Weirdly enough I think I would have been better off with a declaration of what I needed to do, what goals I needed to accomplish. I never have had any direction but have just wandered through life taking advantage of my white maleness to be safe and secure. I’ve got this weird talent or personality trait, I guess, that makes a room of people look at me for direction and much like Ron White I know I have the right to be silent, I just don’t have the ability. So it becomes difficult for me to not end up in charge of a group if I’m in it (I no longer join anything mostly for that reason). I also have strong enough opinions that my patience for the leadership of others is thin so they need to step up if they are going to be in charge. This is a direct inheritance from my father. My favorite quote from “Search for Excellence” was attributed to the CEO of Cadbury Chocolate, “Lead, follow, or get out of the way” which was at the beginning of a chapter named “A propensity for action.”
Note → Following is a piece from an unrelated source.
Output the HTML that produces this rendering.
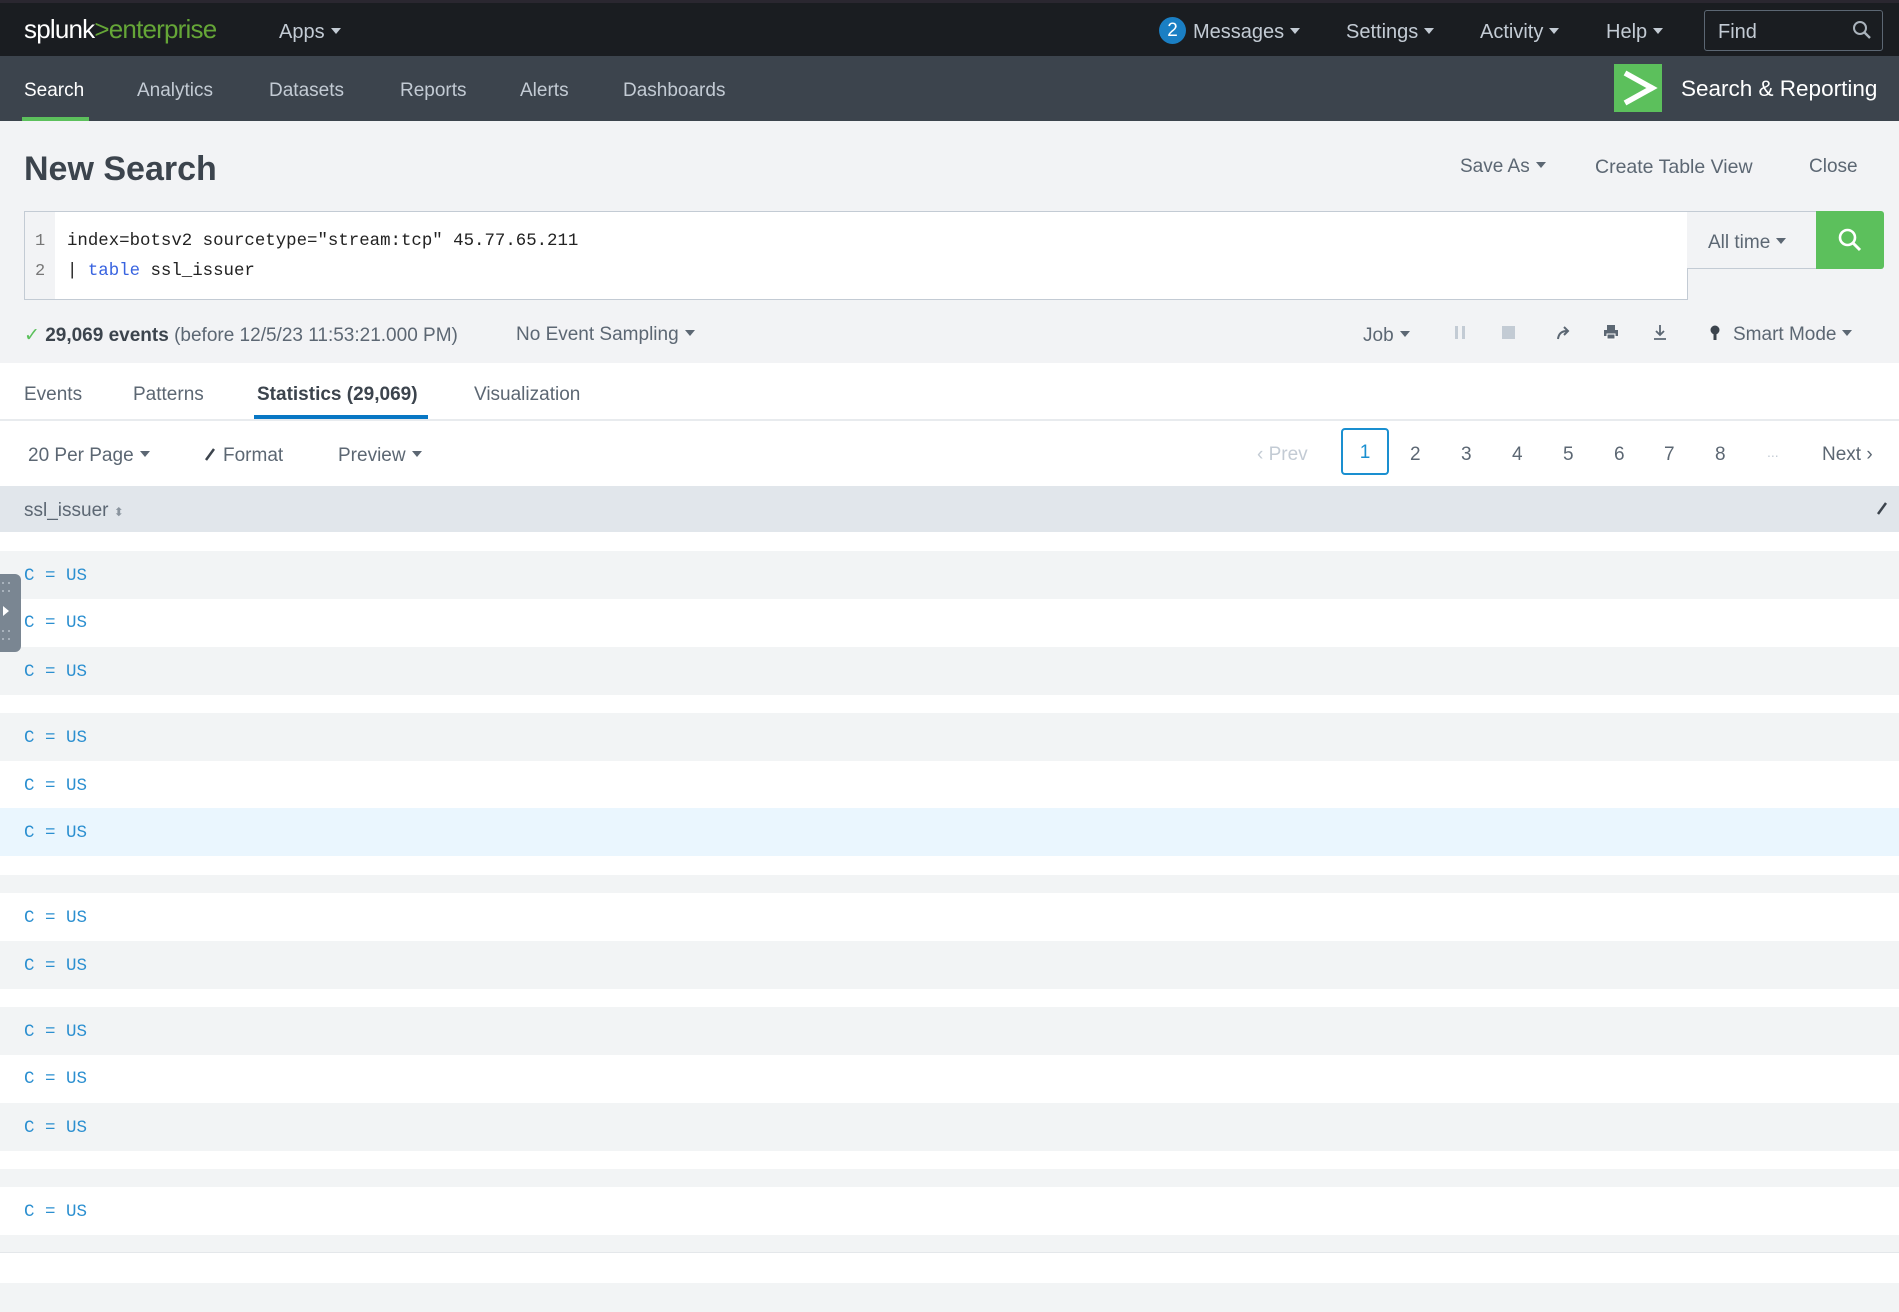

Huge digression there from what I was going to say about not being the lead dog. Unfortunately what I took from the placard my father gave me is that if you are not the lead dog you are a failure. Which means that I’ve spent this life, during which I was nearly always in the top third of everything I did, sometimes very near the top, as a failure. The scenery never changes. Not what he meant to convey but the dark side of my ID leached poison tendrils of that failure message throughout my entire life.
Which leads to this article I ran across a few weeks ago (it has taken me that long to get my brain around it): https://nosidebar.com/mediocre-life/
This is every bit shattering to me as was the lead dog message. As evidence to that: the fact that I am yet unable to send it to my two sons. It is something they should hear, something they should know but I feel like I am breaking some rule of my life to send them that message. To send them a message that it is OK to be less than the lead dog.
I can hardly even think of the concept that mediocrity is an acceptable goal, an acceptable life to live, an acceptable legacy. The pit of my stomach drops if I really think about that. I have a physical reaction to it.
Maybe a work in progress here. I was looking for something to do in the last third or whatever of my life. Maybe I’ll aspire to mediocrity.